American Association for the Abolition of Involuntary Mental Hospitalization
- Formation: 1970
- Founder: Thomas Szasz, George Alexander, Erving Goffman
- Dissolved: 1980
- Type: Non-profit NGO
- Headquarters: US, Syracuse, NY 1 3203 Roger Yanow, Sec.-Treas
- Fields: psychiatry
- Board chairman: Thomas Szasz
- Publication: The Abolitionist

= American Association for the Abolition of Involuntary Mental Hospitalization =

American advocacy organization (1970-1980)
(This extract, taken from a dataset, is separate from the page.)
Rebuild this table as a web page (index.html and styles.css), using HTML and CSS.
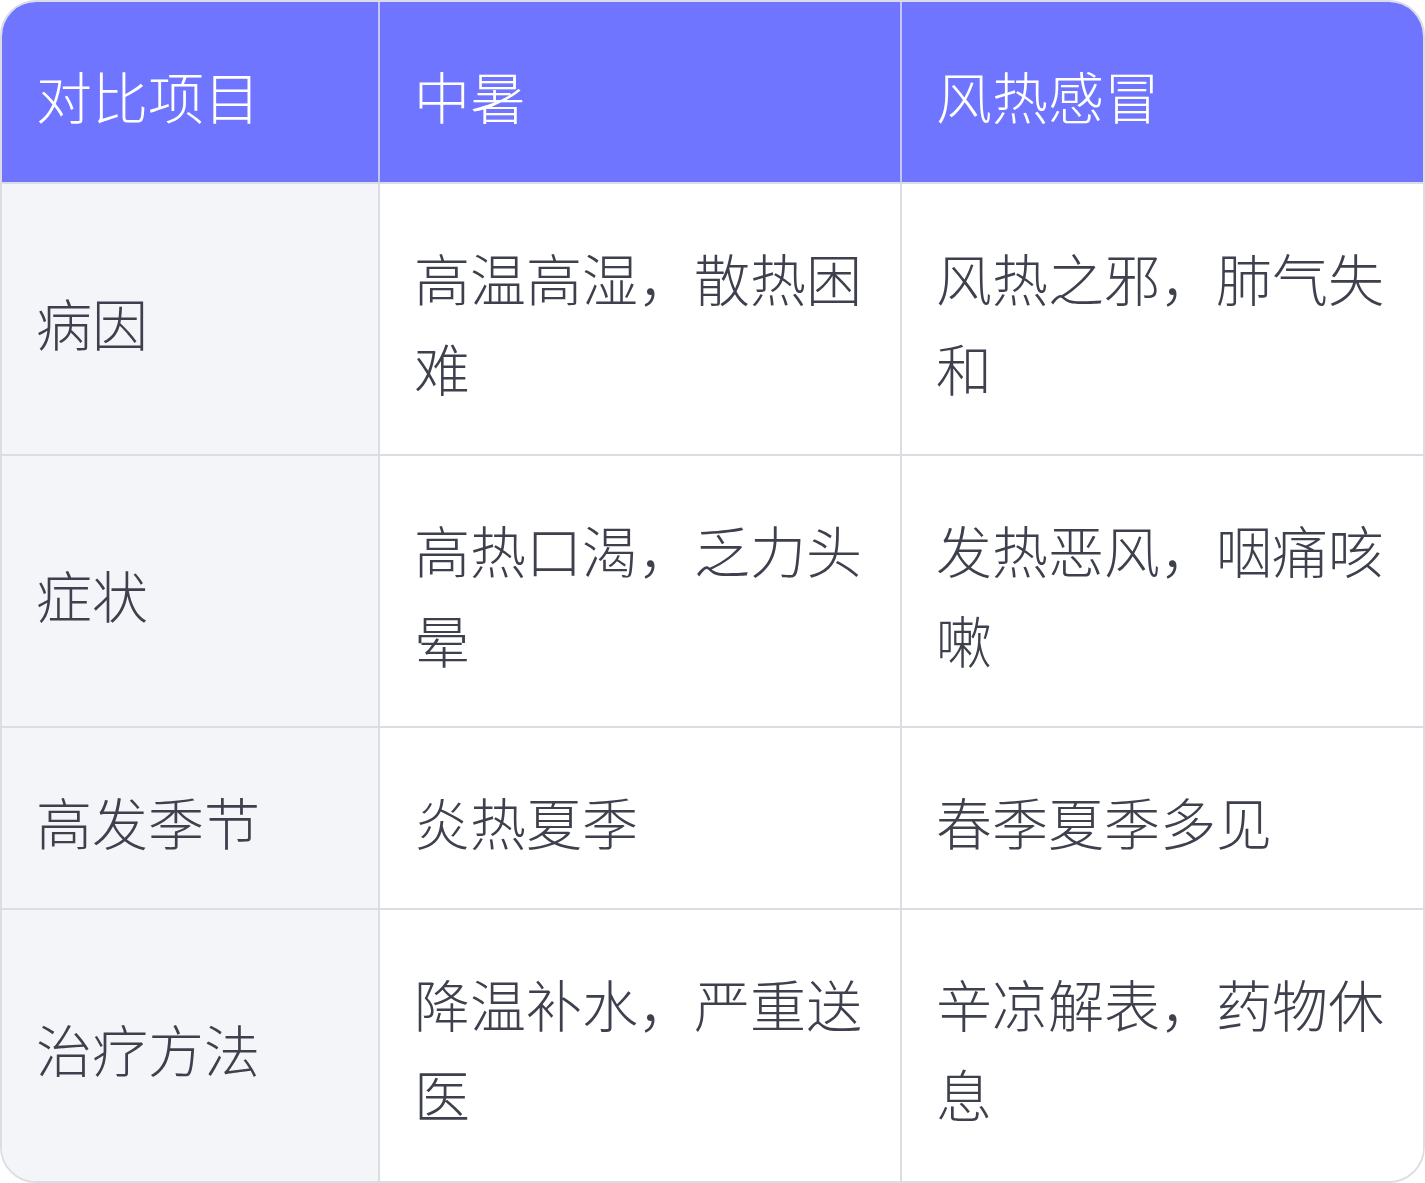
FILE: index.html
```html
<!DOCTYPE html>
<html lang="zh-CN">
<head>
<meta charset="utf-8">
<title>中暑与风热感冒对比</title>
<link rel="stylesheet" href="styles.css">
</head>
<body>
<div class="table">
  <div class="cell head">对比项目</div>
  <div class="cell head">中暑</div>
  <div class="cell head last-col">风热感冒</div>

  <div class="cell label">病因</div>
  <div class="cell">高温高湿，散热困难</div>
  <div class="cell last-col">风热之邪，肺气失和</div>

  <div class="cell label">症状</div>
  <div class="cell">高热口渴，乏力头晕</div>
  <div class="cell last-col">发热恶风，咽痛咳嗽</div>

  <div class="cell label">高发季节</div>
  <div class="cell">炎热夏季</div>
  <div class="cell last-col">春季夏季多见</div>

  <div class="cell label last-row">治疗方法</div>
  <div class="cell last-row">降温补水，严重送医</div>
  <div class="cell last-row last-col">辛凉解表，药物休息</div>
</div>
</body>
</html>
```

FILE: styles.css
```css
html, body {
  margin: 0;
  padding: 0;
  background: #ffffff;
}

.table {
  box-sizing: border-box;
  width: 1425px;
  display: grid;
  grid-template-columns: 378px 522px 521px;
  border: 2px solid #dcdde3;
  border-radius: 36px;
  overflow: hidden;
  font-family: "Noto Sans CJK SC", "Noto Sans", sans-serif;
  font-weight: 300;
  font-size: 56px;
  line-height: 90px;
  color: #3e414d;
}

.cell {
  box-sizing: border-box;
  padding: 48px 34px 42px;
  background: #ffffff;
  border-right: 2px solid #dcdde3;
  border-bottom: 2px solid #dcdde3;
}

.cell.label {
  display: flex;
  align-items: center;
  background: #f4f5f9;
}

.cell.head {
  background: #6f75ff;
  color: #ffffff;
  border-right-color: #c3c6f7;
  border-bottom-color: #dcdde3;
}

.cell.last-col {
  border-right: none;
}

.cell.last-row {
  border-bottom: none;
  padding-bottom: 43px;
}
```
The American Association for the Abolition of Involuntary Mental Hospitalization (AAAIMH) was an organization founded in 1970 by Thomas Szasz, George Alexander, and Erving Goffman for the purpose of abolishing involuntary psychiatric intervention, particularly involuntary commitment. The founding of the AAAIMH was announced by Szasz in 1971 on the American Journal of Public Health and American Journal of Psychiatry. In the Platform Statement of the association, one can read:

Throughout the entire history of psychiatry, involuntary psychiatric interventions, and especially involuntary mental hospitalization, have been regarded as morally and professionally legitimate procedures. No group of physicians, lawyers, or social scientists has ever rejected such interventions as contrary to elementary principles of dignity and liberty and hence as morally and professionally illegitimate. The AAAIMH does.

Board chairman of the association was Thomas Szasz. The association provided legal help to psychiatric patients and published a journal, The Abolitionist. The organisation was dissolved in 1980.